By Ayobamiji Komolafe,Tony Chukwunyem
Copyright newtelegraphng
The Central Bank of Nigeria (CBN) has issued a directive requiring all Domestic Systemically Important Banks (D-SIBs) to obtain regulatory approval for the appointment of a successor Managing Director/Chief Executive Officer (MD/CEO) at least six months before the incumbent’s tenure expires.
The directive, released on Tuesday via a circular on the CBN’s website, also mandates that the successor must be publicly announced at least three months before the planned exit of the current MD/CEO.
The banks classified as D-SIBs in Nigeria include Access Bank, Zenith Bank, Guaranty Trust Bank (GTB), United Bank for Africa (UBA), First Bank of Nigeria, and Fidelity Bank.

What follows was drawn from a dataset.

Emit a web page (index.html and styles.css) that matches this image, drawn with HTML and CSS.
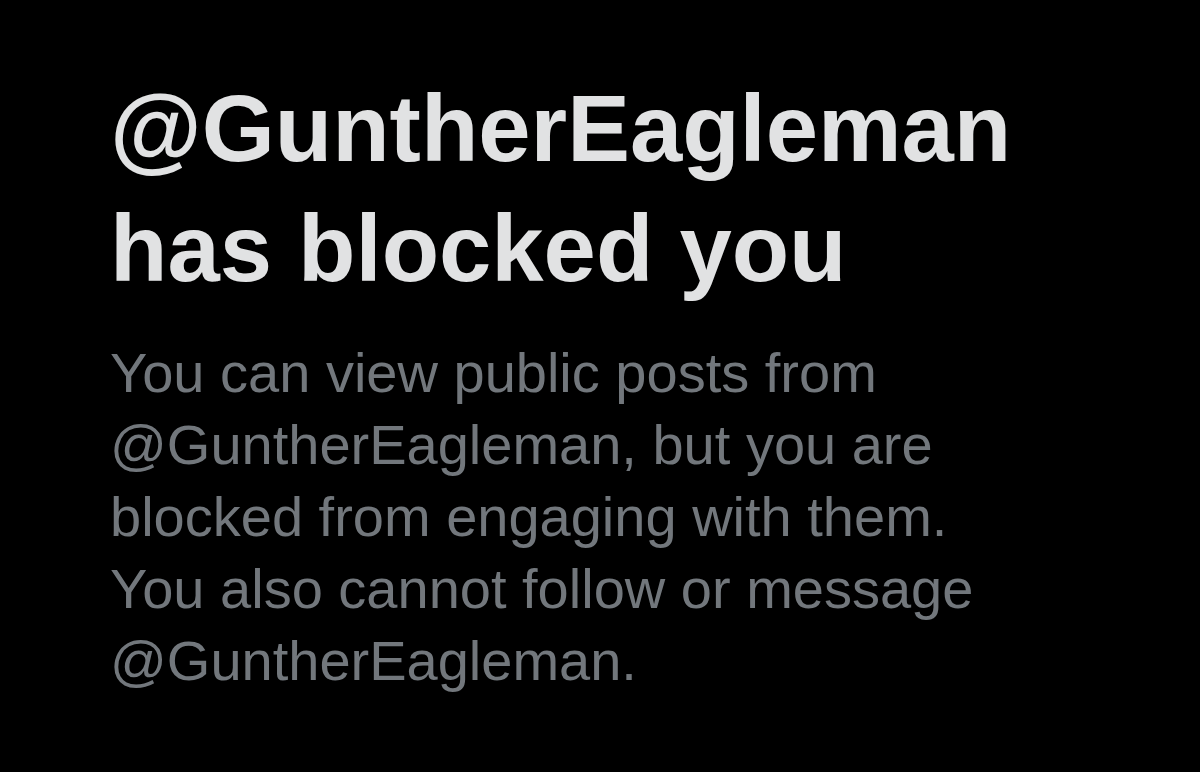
FILE: index.html
```html
<!DOCTYPE html>
<html lang="en">
<head>
    <meta charset="UTF-8">
    <meta name="viewport" content="width=device-width, initial-scale=1.0">
    <title>Blocked</title>
    <link rel="stylesheet" href="styles.css">
</head>
<body>

    <!-- Aviso de bloqueio -->
    <div class="blocked">
        <h1 class="blocked-title">@GuntherEagleman has blocked you</h1>
        <p class="blocked-text">You can view public posts from @GuntherEagleman, but you are blocked from engaging with them. You also cannot follow or message @GuntherEagleman.</p>
    </div>

</body>
</html>
```

FILE: styles.css
```css
body {
    font-family: 'Liberation Sans', Arial, sans-serif;
    background-color: #000000;
    margin: 0;
    padding: 0;
}

.blocked {
    padding: 69px 0 0 110px;
    width: 930px;
}

.blocked-title {
    color: #e1e2e3;
    font-size: 94px;
    line-height: 120px;
    font-weight: bold;
    margin: 0;
    width: 930px;
}

.blocked-text {
    color: #72777c;
    font-size: 56px;
    line-height: 72px;
    margin: 28px 0 0 0;
    width: 900px;
}
```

These institutions are designated as systemically important due to their large asset bases, extensive reach, and significant market positions, making them vital to national financial stability.
The CBN circular emphasized that the 2023 Corporate Governance Guidelines for commercial, merchant, non-interest, and payment service banks require boards to approve succession plans for MD/CEOs, other Executive Directors, and senior management staff.
According to the apex bank, this measure aims to minimize disruptions at the top management level, ensure that successors are adequately prepared for their new roles, and mitigate risks associated with abrupt leadership changes.
The directive underscores the CBN’s commitment to strengthening corporate governance and ensuring stability within Nigeria’s banking sector.